Seçime bu kadar az bir süre kalmışken iktidarın seçmen davranışlarını değiştirecek büyüklükte bir tertibe kalkışması artık pek mümkün görünmüyor. Bütün yatırımın seçim gününe ve sandıkların kapanışına yapıldığı, eğer bir manipülasyon söz konusu olacaksa bunun seçim gecesi olacağı ve bir kez daha atı alanın Üsküdar’ı geçmesine çalışılacağı görülebiliyor.

Esas mesele ise bunun yaşanması halinde muhalefetin ne yapacağı. Muhalefet geçmiş seçimlerde olduğu gibi bunu da sineye mi çekecek yoksa halkın elinde kalan tek araç olan sandığın da gasp edilmesine itiraz edecek mi bunu göreceğiz.
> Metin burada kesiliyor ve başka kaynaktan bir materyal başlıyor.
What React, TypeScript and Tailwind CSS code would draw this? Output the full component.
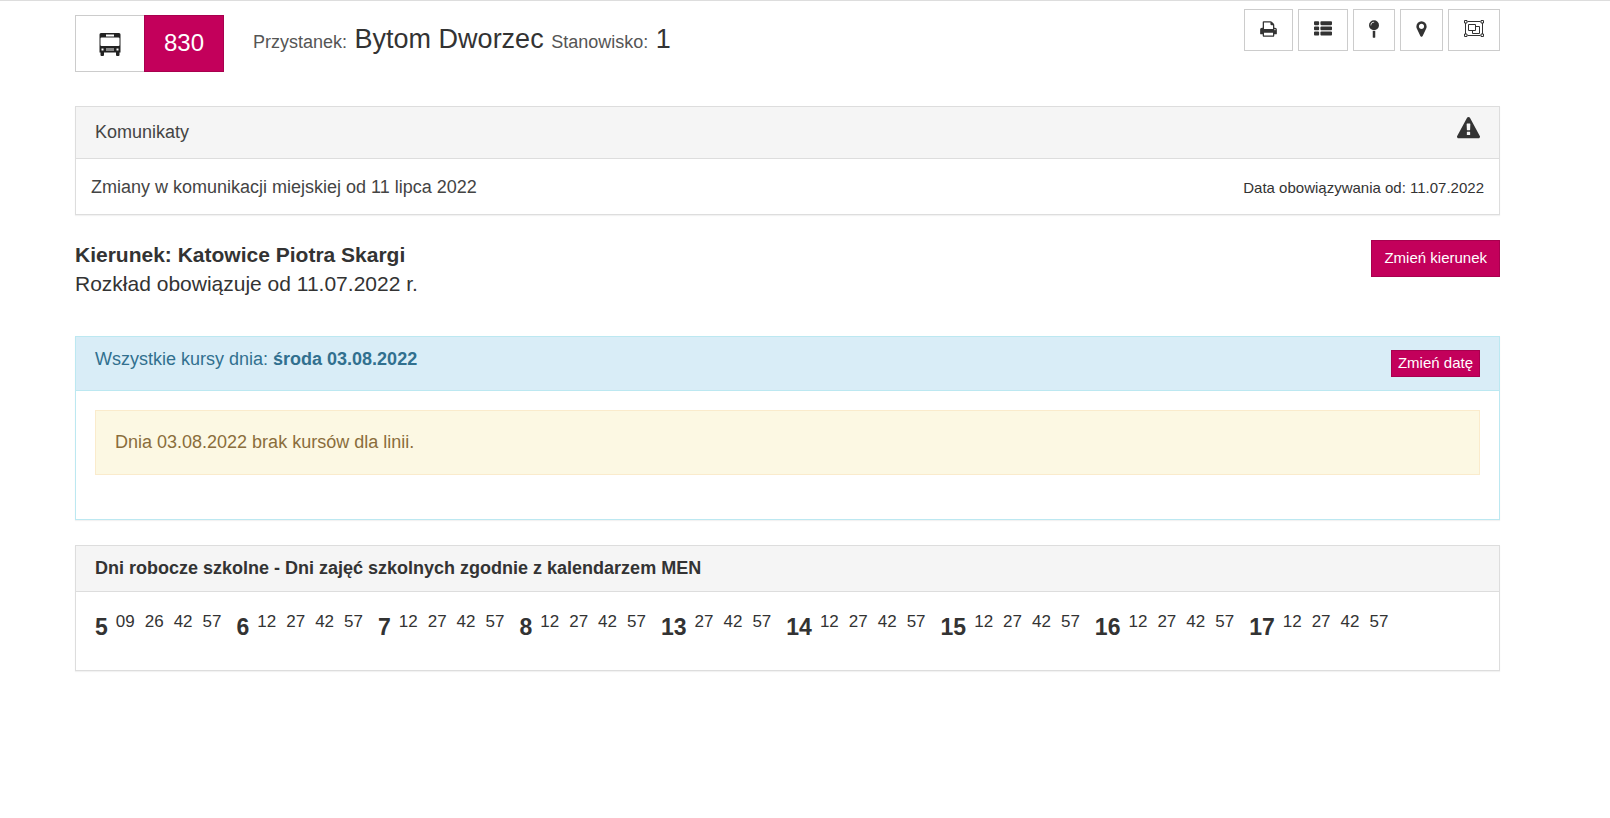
import type { ReactNode } from "react";

const departures = [
  { hour: "5", minutes: ["09", "26", "42", "57"] },
  { hour: "6", minutes: ["12", "27", "42", "57"] },
  { hour: "7", minutes: ["12", "27", "42", "57"] },
  { hour: "8", minutes: ["12", "27", "42", "57"] },
  { hour: "13", minutes: ["27", "42", "57"] },
  { hour: "14", minutes: ["12", "27", "42", "57"] },
  { hour: "15", minutes: ["12", "27", "42", "57"] },
  { hour: "16", minutes: ["12", "27", "42", "57"] },
  { hour: "17", minutes: ["12", "27", "42", "57"] },
];

function BusIcon() {
  return (
    <svg className="h-6 w-[22px]" viewBox="0 0 22 24" aria-hidden="true">
      <path
        fill="#222"
        fillRule="evenodd"
        d="M2 0h18a1.500 1.500 0 0 1 1.500 1.500V19.500H20.500V22a1 1 0 0 1-1 1h-1.500a1 1 0 0 1-1-1v-2.500H5V22a1 1 0 0 1-1 1H2.500a1 1 0 0 1-1-1v-2.500H.5v-18A1.500 1.500 0 0 1 2 0zM7 1.500V3.500h8V1.500zM2.500 4.500a1 1 0 0 0-1 1v6.500a1 1 0 0 0 1 1h17a1 1 0 0 0 1-1V5.500a1 1 0 0 0-1-1zM2.500 15.500v2h2v-2zM17.500 15.500v2h2v-2z"
      />
      <path fill="#888" d="M7 15h8v3H7z" />
    </svg>
  );
}

function WarningIcon() {
  return (
    <svg className="h-[23px] w-[23px]" viewBox="0 0 1792 1792" fill="#333" aria-hidden="true">
      <path d="M1024 1375v-190q0-14-9.500-23.500t-22.500-9.500h-192q-13 0-22.500 9.500t-9.500 23.500v190q0 14 9.500 23.500t22.500 9.500h192q13 0 22.500-9.500t9.500-23.500zm-2-374l18-459q0-12-10-19-13-11-24-11h-220q-11 0-24 11-10 7-10 21l17 457q0 10 10 16.500t24 6.500h185q14 0 23.500-6.500t10.500-16.500zm-14-934l768 1408q35 63-2 126-17 29-46.500 46t-63.500 17h-1536q-34 0-63.500-17t-46.500-46q-37-63-2-126l768-1408q17-31 47-49t65-18 65 18 47 49z" />
    </svg>
  );
}

function PrintIcon() {
  return (
    <svg className="h-[18px] w-[17px]" viewBox="64 0 1664 1792" fill="currentColor" aria-hidden="true">
      <path d="M448 1536h896v-256h-896v256zm0-640h896v-384h-160q-40 0-68-28t-28-68v-160h-640v640zm1152 64q0-26-19-45t-45-19-45 19-19 45 19 45 45 19 45-19 19-45zm128 0v416q0 13-9.500 22.500t-22.500 9.500h-224v160q0 40-28 68t-68 28h-960q-40 0-68-28t-28-68v-160h-224q-13 0-22.500-9.500t-9.500-22.500v-416q0-79 56.500-135.500t135.500-56.500h64v-544q0-40 28-68t68-28h672q40 0 88 20t76 48l152 152q28 28 48 76t20 88v256h64q79 0 135.500 56.500t56.500 135.500z" />
    </svg>
  );
}

function ListIcon() {
  return (
    <svg className="h-[18px] w-[18px]" viewBox="0 0 1792 1792" fill="currentColor" aria-hidden="true">
      <path d="M512 1248v192q0 40-28 68t-68 28h-320q-40 0-68-28t-28-68v-192q0-40 28-68t68-28h320q40 0 68 28t28 68zm0-512v192q0 40-28 68t-68 28h-320q-40 0-68-28t-28-68v-192q0-40 28-68t68-28h320q40 0 68 28t28 68zm1280 512v192q0 40-28 68t-68 28h-960q-40 0-68-28t-28-68v-192q0-40 28-68t68-28h960q40 0 68 28t28 68zm-1280-1024v192q0 40-28 68t-68 28h-320q-40 0-68-28t-28-68v-192q0-40 28-68t68-28h320q40 0 68 28t28 68zm1280 512v192q0 40-28 68t-68 28h-960q-40 0-68-28t-28-68v-192q0-40 28-68t68-28h960q40 0 68 28t28 68zm0-512v192q0 40-28 68t-68 28h-960q-40 0-68-28t-28-68v-192q0-40 28-68t68-28h960q40 0 68 28t28 68z" />
    </svg>
  );
}

function PinIcon() {
  return (
    <svg className="h-[18px] w-2.5" viewBox="384 0 1024 1792" fill="currentColor" aria-hidden="true">
      <path d="M896 1088q66 0 128-15v655q0 26-19 45t-45 19h-128q-26 0-45-19t-19-45v-655q62 15 128 15zm0-1088q212 0 362 150t150 362-150 362-362 150-362-150-150-362 150-362 362-150zm0 224q14 0 23-9t9-23-9-23-23-9q-146 0-249 103t-103 249q0 14 9 23t23 9 23-9 9-23q0-119 84.500-203.500t203.500-84.500z" />
    </svg>
  );
}

function MarkerIcon() {
  return (
    <svg className="h-[18px] w-[11px]" viewBox="384 0 1024 1792" fill="currentColor" aria-hidden="true">
      <path d="M1152 640q0-106-75-181t-181-75-181 75-75 181 75 181 181 75 181-75 75-181zm256 0q0 109-33 179l-364 774q-16 33-47.500 52t-67.500 19-67.500-19-46.500-52l-365-774q-33-70-33-179 0-212 150-362t362-150 362 150 150 362z" />
    </svg>
  );
}

function ObjectGroupIcon() {
  return (
    <svg
      className="h-[18px] w-5"
      viewBox="0 0 20 18"
      fill="none"
      stroke="currentColor"
      aria-hidden="true"
    >
      <path d="M3.500 1.500h13M3.500 15.500h13M1.500 3v11M18.500 3v11" />
      <path d="M.5.5h2.500v2.500H.5zM17 .5h2.500v2.500H17zM.5 14h2.500v2.500H.5zM17 14h2.500v2.500H17z" />
      <path d="M4.500 4.500h7v6h-7zM12 6.500h3.500v7h-7V11" />
    </svg>
  );
}

const tools = [
  { label: "Drukuj", icon: <PrintIcon /> },
  { label: "Lista przystanków", icon: <ListIcon /> },
  { label: "Przystanek", icon: <PinIcon /> },
  { label: "Mapa", icon: <MarkerIcon /> },
  { label: "Grupa stanowisk", icon: <ObjectGroupIcon /> },
];

function Panel({ className, children }: { className: string; children: ReactNode }) {
  return (
    <section className={`border bg-white shadow-[0_1px_1px_rgba(0,0,0,0.05)] ${className}`}>
      {children}
    </section>
  );
}

export default function App() {
  return (
    <div className="min-h-screen border-t border-[#ddd] bg-white pl-[75px] pr-[110px] font-['Liberation_Sans',Arial,sans-serif] text-lg text-[#333]">
      <header className="flex items-start justify-between pt-2">
        <div className="flex items-start pt-1.5">
          <div className="flex h-[57px]">
            <a
              href="#linie"
              aria-label="Linie autobusowe"
              className="flex w-[69px] items-center justify-center border border-r-0 border-[#ccc] pt-0.5"
            >
              <BusIcon />
            </a>
            <a
              href="#linia-830"
              className="flex items-center border border-[#a8004e] bg-[#c3005b] px-[19px] pb-0.5 text-2xl text-white"
            >
              830
            </a>
          </div>
          <h1 className="ml-[29px] pt-1 text-[27px] leading-10">
            <span className="text-lg text-[#555]">Przystanek:</span> Bytom Dworzec{" "}
            <span className="text-lg text-[#555]">Stanowisko:</span> 1
          </h1>
        </div>

        <div className="flex gap-[5px]">
          {tools.map((tool) => (
            <button
              key={tool.label}
              type="button"
              aria-label={tool.label}
              className="h-[42px] border border-[#ccc] bg-white px-[15px] pb-3 pt-2.5"
            >
              {tool.icon}
            </button>
          ))}
        </div>
      </header>

      <main>
        <Panel className="mt-[34px] border-[#ddd]">
          <div className="flex h-[52px] items-start justify-between border-b border-[#ddd] bg-[#f5f5f5] px-[19px]">
            <h2 className="pt-3 leading-[26px] text-[#444]">Komunikaty</h2>
            <div className="pt-2.5">
              <WarningIcon />
            </div>
          </div>
          <div className="flex items-center justify-between px-[15px] pb-3.5 pt-4 leading-[25px]">
            <a href="#komunikat" className="text-[#444]">
              Zmiany w komunikacji miejskiej od 11 lipca 2022
            </a>
            <span className="text-[15px]">Data obowiązywania od: 11.07.2022</span>
          </div>
        </Panel>

        {/* Direction */}
        <div className="mt-[25px] flex items-start justify-between">
          <div className="text-[21px] leading-[29px]">
            <p className="font-bold">Kierunek: Katowice Piotra Skargi</p>
            <p>Rozkład obowiązuje od 11.07.2022 r.</p>
          </div>
          <button
            type="button"
            className="h-[37px] border border-[#a8004e] bg-[#c3005b] px-3 pb-0.5 text-[15px] text-white"
          >
            Zmień kierunek
          </button>
        </div>

        {/* Courses of the chosen day */}
        <Panel className="mt-[38px] border-[#bce8f1]">
          <div className="flex items-start justify-between border-b border-[#bce8f1] bg-[#d9edf7] px-[19px] py-[13px] text-[#31708f]">
            <h2 className="leading-[18px]">
              Wszystkie kursy dnia: <strong>środa 03.08.2022</strong>
            </h2>
            <button
              type="button"
              className="h-[27px] border border-[#a8004e] bg-[#c3005b] px-1.5 pb-0.5 text-[15px] text-white"
            >
              Zmień datę
            </button>
          </div>
          <div className="px-[19px] pb-11 pt-[19px]">
            <p
              role="alert"
              className="border border-[#faebcc] bg-[#fcf8e3] px-[19px] py-[19px] leading-[25px] text-[#8a6d3b]"
            >
              Dnia 03.08.2022 brak kursów dla linii.
            </p>
          </div>
        </Panel>

        {/* Timetable */}
        <Panel className="mt-[25px] border-[#ddd]">
          <h2 className="border-b border-[#ddd] bg-[#f5f5f5] px-[19px] py-3 font-bold leading-[21px]">
            Dni robocze szkolne - Dni zajęć szkolnych zgodnie z kalendarzem MEN
          </h2>
          <ul className="flex flex-wrap gap-x-[15px] px-[19px] pb-[29px] pt-[19px]">
            {departures.map(({ hour, minutes }) => (
              <li key={hour} className="flex items-start">
                <strong className="pt-0.5 text-[23px] leading-7">{hour}</strong>
                <span className="ml-2 flex gap-2.5 text-[17px] leading-[22px]">
                  {minutes.map((minute) => (
                    <span key={minute}>{minute}</span>
                  ))}
                </span>
              </li>
            ))}
          </ul>
        </Panel>
      </main>
    </div>
  );
}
Eğer bu olmazsa halkın kendiliğinden ve muhalefetten herhangi bir çağrı beklemeksizin oylarına sahip çıkıp çıkmayacağı da başka bir soru. Bunların yaşanması halinde iktidarın vereceği yanıt, neyi ne kadar göze alabileceği, devletin güvenlik aygıtının nasıl bir tutum takınacağı gibi soruların da mutlaka sorulması ve denkleme dahil edilmesi gerekiyor.

Brezilya seçimleri öncesinde devlet başkanı Bolsonaro’nun seçimleri kaybetse dahi sonuçları tanımayacağı ya da sandığı manipüle edeceği yönündeki işaretler çoğaldığında yüz binlerce insan başkent Sao Paulo’da ve ülkenin başka şehirlerinde meydanlara dökülmüş ve uyarı mitingleri yapmıştı. Bugün ise bizde meydanlar doluyor evet ama hala o meydanlardan sandık dışı yollara başvurulmasına ya da seçim sonuçlarının tanınmaması gibi işlere kalkışılmamasına dair güçlü ve etkili mesajlar verilmiyor, gereken uyarılar yapılmıyor.

Eğer 14 Mayıs akşamı birtakım katakulliler çevrilecekse bunun en büyük nedeni toplumsal muhalefetin ve sokak siyasetinin muhalefetin de dahliyle sönümlendirilmesi olacak. Böyle bir şey yaşanması halinde muhalefet geçmişte davrandığı gibi davranır, halk da herhangi bir itirazda bulunmaz ve kendisine ait olanın çalınmasına izin verirse, bu aynı zamanda geleceğinin de çalınmasına izin vermek anlamına gelecek.

Tam da bu nedenle, sahip çıkılacak şeyin bir oydan çok daha fazlası olduğunu görmemiz ve buna izin vermememiz, bize ait olana ve geleceğimize kolektif bir akılla ve kolektif bir iradeyle sahip çıkmamız gerekiyor.